MPS is securitizing the NPLs at just 21 cents on the euro. Italian bank stocks rose on the news, in contrast to the renewed sell-off after last year’s announcement by MPS of a recapitalization plan involving a securitization to Atlante at 33 cents, which was supposed to be an optimistic benchmark.

UniCredit’s later €17.7 billion NPL securitization with Fortress and Pimco was far less optimistic, with a rumoured price in the high teens, although news of that deal and a €13 billion rights issue for UniCredit sparked rises across the sector.

Petrignani explains that the price in the original plan was higher as it included warrants, while MPS has extracted value from the book during the year’s delay to the deal.

“The portfolio is older, so it’s worth less, and we were under pressure to find other investors,” he says. “There’s more of a sense of a market price compared to six months ago. … Now we’re more aligned with the market price.”

'Useless'

The CEO describes last year’s aborted plan, which failed as MPS could not raise private money to fund the attendant write-downs, as “the most intense period of useless work in the history of finance”. He concedes it gave the firm insights into the portfolio.

Yet there will be no winning back the €2.5 billion Atlante injected into the two Veneto banks. Last year’s flop of the two banks’ ECB-mandated IPOs, underwritten by Intesa Sanpaolo and UniCredit, led to Atlante’s creation last spring, with money extracted from the sector.

Sources who advised the bidders criticize Quaestio for rejecting approaches for the Veneto banks last year, they say out of ill-founded faith in the value of the deteriorating lenders.

“They did the usual tinkering, and the choice of management was peculiar,” says one source. Another source questions whether Quaestio’s team has sufficient expertise in bank and bad-debt management.

Petrignani rubbishes the seriousness of the offers the two banks received before the bailout – they were not “worth the paper they were written on”, he says.
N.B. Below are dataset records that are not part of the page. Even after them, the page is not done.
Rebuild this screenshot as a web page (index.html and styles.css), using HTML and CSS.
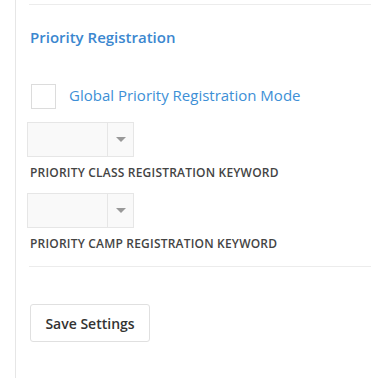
FILE: index.html
```html
<!DOCTYPE html>
<html>
<head>
<meta charset="utf-8">
<link rel="stylesheet" href="styles.css">
</head>
<body>
<div class="panel">
  <hr class="rule rule-top">
  <h3 class="heading">Priority Registration</h3>
  <label class="check-row">
    <span class="checkbox"></span>
    <span class="check-label">Global Priority Registration Mode</span>
  </label>
  <div class="field">
    <div class="select"><span class="select-value"></span><span class="select-arrow"></span></div>
    <div class="field-label">PRIORITY CLASS REGISTRATION KEYWORD</div>
  </div>
  <div class="field">
    <div class="select"><span class="select-value"></span><span class="select-arrow"></span></div>
    <div class="field-label">PRIORITY CAMP REGISTRATION KEYWORD</div>
  </div>
  <hr class="rule rule-bottom">
  <button class="btn">Save Settings</button>
</div>
</body>
</html>
```
FILE: styles.css
```css
html, body {
  margin: 0;
  padding: 0;
  background: #fff;
  font-family: "Open Sans", "Liberation Sans", sans-serif;
}
.panel {
  margin-left: 15px;
  border-left: 1px solid #e6e6e6;
  min-height: 378px;
  padding-left: 13px;
  padding-top: 4px;
  box-sizing: border-box;
}
.rule {
  border: 0;
  border-top: 1px solid #ececec;
  margin: 0;
}
.heading {
  margin: 22px 0 0 1px;
  font-size: 15px;
  line-height: 20px;
  font-weight: 600;
  color: #3b87cf;
}
.check-row {
  display: flex;
  align-items: center;
  margin-top: 37px;
  margin-left: 2px;
}
.checkbox {
  width: 23px;
  height: 23px;
  border: 1px solid #dcdcdc;
  background: #fff;
  flex: none;
}
.check-label {
  margin-left: 13px;
  font-size: 15px;
  color: #3d8fd6;
  line-height: 20px;
  margin-top: -3px;
}
.field {
  margin-top: 13px;
}
.field + .field {
  margin-top: 12px;
}
.select {
  display: flex;
  width: 105px;
  height: 33px;
  border: 1px solid #e6e6e6;
  background: #f9f9f9;
  margin-left: -2px;
}
.select-value {
  flex: 1;
}
.select-arrow {
  width: 25px;
  border-left: 1px solid #e6e6e6;
  display: flex;
  align-items: center;
  justify-content: center;
}
.select-arrow::after {
  content: "";
  width: 0;
  height: 0;
  border-left: 5px solid transparent;
  border-right: 5px solid transparent;
  border-top: 5px solid #999;
}
.field-label {
  margin-top: 8px;
  margin-left: 1px;
  font-size: 12px;
  letter-spacing: 0.2px;
  line-height: 16px;
  font-weight: 600;
  color: #444;
}
.rule-bottom {
  margin-top: 14px;
}
.btn {
  display: block;
  margin-top: 37px;
  margin-left: 1px;
  width: 120px;
  height: 38px;
  border: 1px solid #e0e0e0;
  border-radius: 3px;
  background: #fff;
  font-family: "Open Sans", "Liberation Sans", sans-serif;
  font-size: 14px;
  font-weight: 600;
  color: #333;
  padding: 0;
}
```
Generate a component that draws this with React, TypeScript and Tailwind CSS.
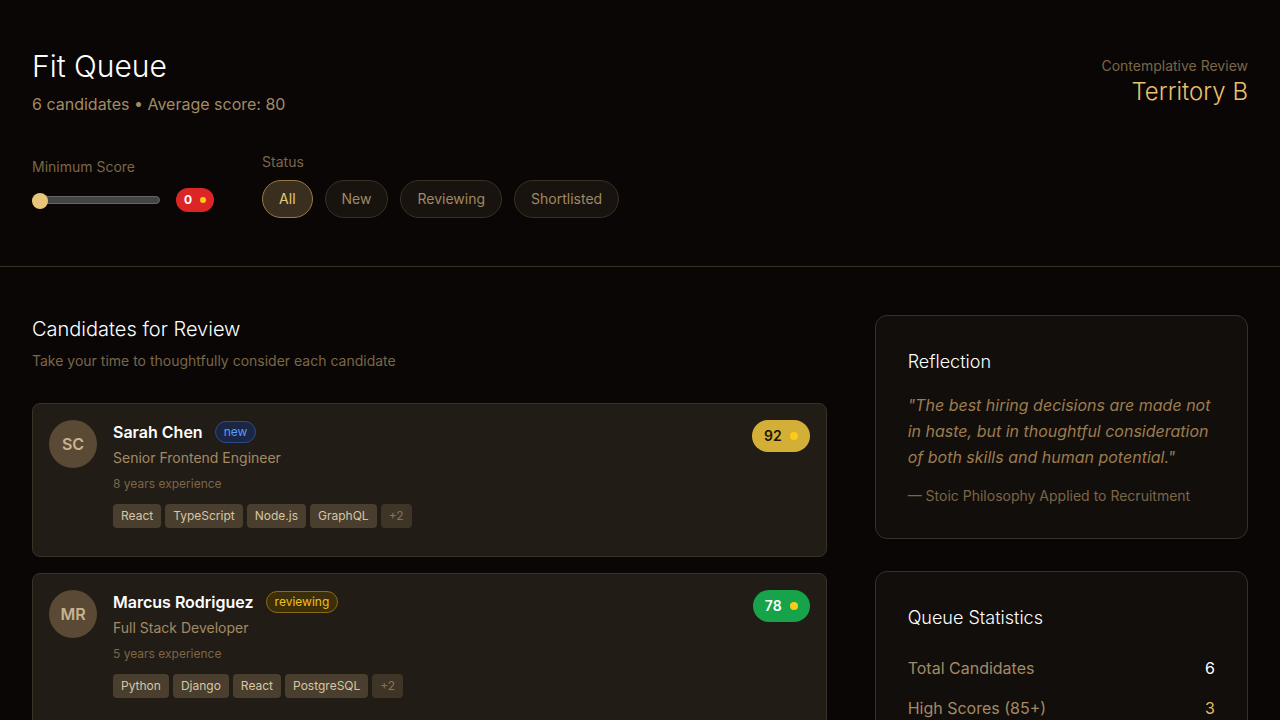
import React from 'react';

type Candidate = {
  initials: string;
  name: string;
  status: 'new' | 'reviewing' | 'shortlisted';
  role: string;
  years: number;
  skills: string[];
  extra: number;
  score: number;
};

const candidates: Candidate[] = [
  {
    initials: 'SC',
    name: 'Sarah Chen',
    status: 'new',
    role: 'Senior Frontend Engineer',
    years: 8,
    skills: ['React', 'TypeScript', 'Node.js', 'GraphQL'],
    extra: 2,
    score: 92,
  },
  {
    initials: 'MR',
    name: 'Marcus Rodriguez',
    status: 'reviewing',
    role: 'Full Stack Developer',
    years: 5,
    skills: ['Python', 'Django', 'React', 'PostgreSQL'],
    extra: 2,
    score: 78,
  },
  {
    initials: 'AP',
    name: 'Aisha Patel',
    status: 'shortlisted',
    role: 'Backend Engineer',
    years: 6,
    skills: ['Go', 'Kubernetes', 'AWS', 'Redis'],
    extra: 1,
    score: 88,
  },
];

function StatusBadge({ status }: { status: Candidate['status'] }) {
  if (status === 'new') {
    return (
      <span className="px-2 py-0.5 rounded-full text-xs border border-[#2b4a8c] bg-[#1a2644] text-[#5b9cf5]">
        new
      </span>
    );
  }
  if (status === 'reviewing') {
    return (
      <span className="px-2 py-0.5 rounded-full text-xs border border-[#8a6a14] bg-[#3c2e08] text-[#f0c020]">
        reviewing
      </span>
    );
  }
  return (
    <span className="px-2 py-0.5 rounded-full text-xs border border-[#1f6b3a] bg-[#0f2e1a] text-[#4ade80]">
      shortlisted
    </span>
  );
}

function ScoreBadge({ score }: { score: number }) {
  const high = score >= 85;
  return (
    <div
      className={
        high
          ? 'flex items-center gap-2 rounded-full px-3 py-1.5 text-sm font-semibold bg-[#d4af37] text-[#1a1408]'
          : 'flex items-center gap-2 rounded-full px-3 py-1.5 text-sm font-semibold bg-[#16a34a] text-white'
      }
    >
      {score}
      <span className="w-2 h-2 rounded-full bg-[#facc15]" />
    </div>
  );
}

function CandidateCard({ c }: { c: Candidate }) {
  return (
    <div className="rounded-lg border border-[#3b3226] bg-[#221c16] px-4 pt-4 pb-7 flex gap-4">
      <div className="w-12 h-12 rounded-full bg-[#5a4a35] flex items-center justify-center text-[#c9b28f] font-semibold shrink-0">
        {c.initials}
      </div>
      <div className="flex-1">
        <div className="flex items-center gap-3">
          <span className="text-white font-semibold">{c.name}</span>
          <StatusBadge status={c.status} />
        </div>
        <div className="mt-1 text-sm text-[#a38a64]">{c.role}</div>
        <div className="mt-2 text-xs text-[#7b6647]">{c.years} years experience</div>
        <div className="mt-3 flex gap-1">
          {c.skills.map((s) => (
            <span key={s} className="px-2 py-1 rounded text-xs bg-[#4a3e2e] text-[#d6c6a6]">
              {s}
            </span>
          ))}
          <span className="px-2 py-1 rounded text-xs bg-[#3f3527] text-[#85745a]">+{c.extra}</span>
        </div>
      </div>
      <div className="self-start">
        <ScoreBadge score={c.score} />
      </div>
    </div>
  );
}

export default function App() {
  const pills = ['All', 'New', 'Reviewing', 'Shortlisted'];

  return (
    <div className="min-h-screen bg-[#090605] text-white font-['Inter',_'Noto_Sans',_sans-serif]">
      {/* Header */}
      <header className="px-8 py-12 border-b border-[#3a3022]">
        <div className="flex items-center justify-between">
          <div>
            <h1 className="text-3xl font-light text-white">Fit Queue</h1>
            <p className="mt-2 text-[#a38a64]">6 candidates • Average score: 80</p>
          </div>
          <div className="text-right">
            <div className="text-sm text-[#7b6647]">Contemplative Review</div>
            <div className="text-2xl font-light text-[#e8c070]">Territory B</div>
          </div>
        </div>

        {/* Filters */}
        <div className="mt-9 flex items-end gap-12">
          <div className="flex flex-col">
            <label className="mb-1 text-sm text-[#7b6647]">Minimum Score</label>
            <div className="h-[37px] flex items-center gap-4">
              <div className="relative w-32 h-2 rounded-full bg-[#444] border border-[#666]">
                <div className="absolute -left-px -top-1 w-4 h-4 rounded-full bg-[#e8c57a]" />
              </div>
              <div className="flex items-center gap-2 rounded-full bg-[#dc2626] px-2 h-6 text-xs font-bold text-white">
                0
                <span className="w-1.5 h-1.5 rounded-full bg-[#facc15]" />
              </div>
            </div>
          </div>
          <div className="flex flex-col">
            <label className="text-sm text-[#7b6647]">Status</label>
            <div className="mt-2 flex gap-3">
              {pills.map((p, i) => (
                <button
                  key={p}
                  className={
                    i === 0
                      ? 'px-4 py-2 rounded-full text-sm border border-[#9a7a40] bg-[#3a2f1e] text-[#e8c878]'
                      : 'px-4 py-2 rounded-full text-sm border border-[#3a3024] bg-[#18130f] text-[#a08862]'
                  }
                >
                  {p}
                </button>
              ))}
            </div>
          </div>
        </div>
      </header>

      {/* Main */}
      <main className="px-8 py-12 grid grid-cols-3 gap-12">
        <section className="col-span-2">
          <h2 className="text-xl font-light text-white">Candidates for Review</h2>
          <p className="mt-2 text-sm text-[#7b6647]">Take your time to thoughtfully consider each candidate</p>
          <div className="mt-8 space-y-4">
            {candidates.map((c) => (
              <CandidateCard key={c.name} c={c} />
            ))}
          </div>
        </section>

        <aside className="space-y-8">
          <div className="rounded-xl border border-[#3a3024] bg-[#120e0b] p-8">
            <h3 className="text-lg font-light text-white">Reflection</h3>
            <p className="mt-4 italic leading-relaxed text-[#9c7c50]">
              "The best hiring decisions are made not in haste, but in thoughtful consideration of both skills and human potential."
            </p>
            <p className="mt-4 text-sm text-[#7b6647]">— Stoic Philosophy Applied to Recruitment</p>
          </div>

          <div className="rounded-xl border border-[#3a3024] bg-[#120e0b] p-8">
            <h3 className="text-lg font-light text-white">Queue Statistics</h3>
            <div className="mt-6 space-y-4">
              <div className="flex justify-between">
                <span className="text-[#a38a64]">Total Candidates</span>
                <span className="text-white">6</span>
              </div>
              <div className="flex justify-between">
                <span className="text-[#a38a64]">High Scores (85+)</span>
                <span className="text-[#e8b860]">3</span>
              </div>
              <div className="flex justify-between">
                <span className="text-[#a38a64]">Shortlisted</span>
                <span className="text-[#4ade80]">1</span>
              </div>
            </div>
          </div>
        </aside>
      </main>
    </div>
  );
}
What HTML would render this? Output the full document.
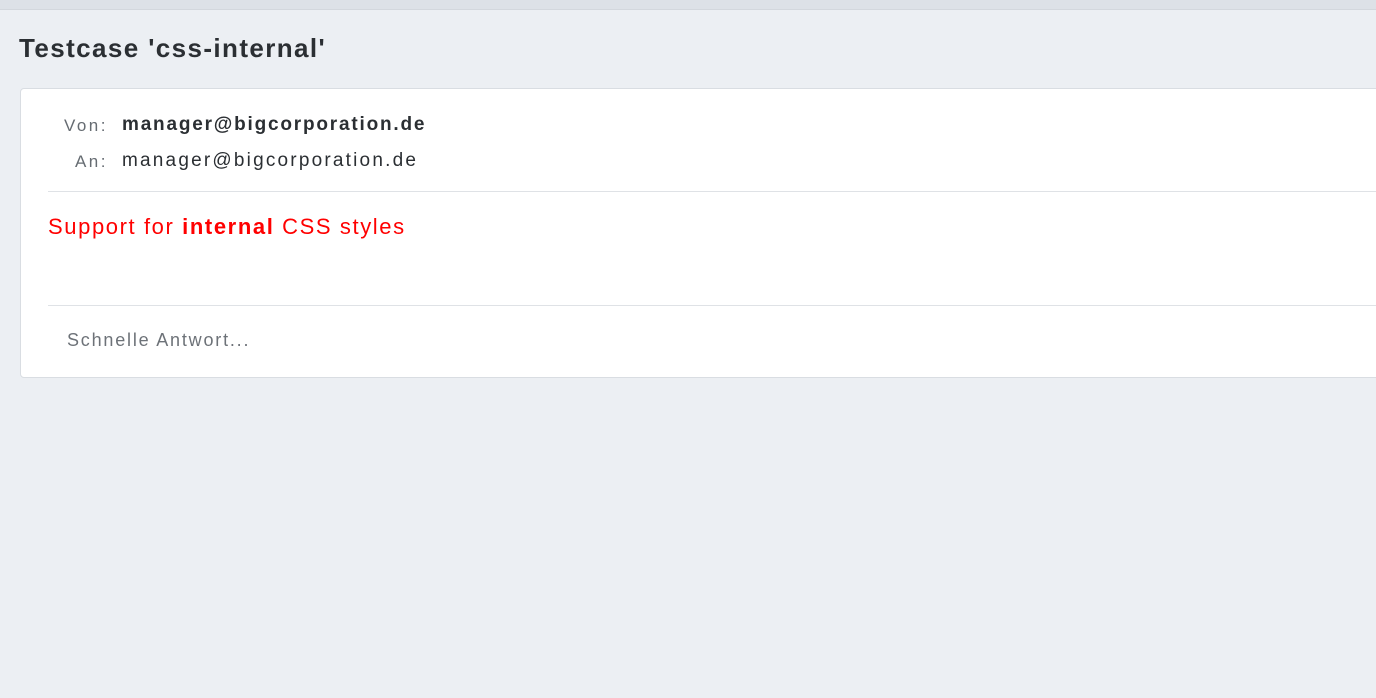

He says the fund contributed to solving the Veneto banks’ problem when it deployed a further billion in January to help the banks give cash settlement in litigation charges.

The asset manager has also bolstered its staff with expertise in NPLs and securitization since winning the Atlante mandate.

Some in Milan’s financial community point to Quaestio’s influential connections in its success in gaining the mandate to deal with the rescue.

The biggest shareholder alongside management is Cariplo, widely regarded as the most powerful of the Italian bank foundations, and the third biggest shareholder in Intesa Sanpaolo after BlackRock.

Cariplo’s president Giuseppe Guzzetti is a former president of Lombardy, the region around Milan. Quaestio’s other shareholders also have a primarily charitable and Catholic character.

Petrignani, who founded the firm alongside finance professor Alessandro Penati in 2010, started his career at Salomon Brothers in New York in the 1990s, working in securitization.

Asked why Quaestio won the mandate, he says it had the benefit of independence from banks – and Italian nationality.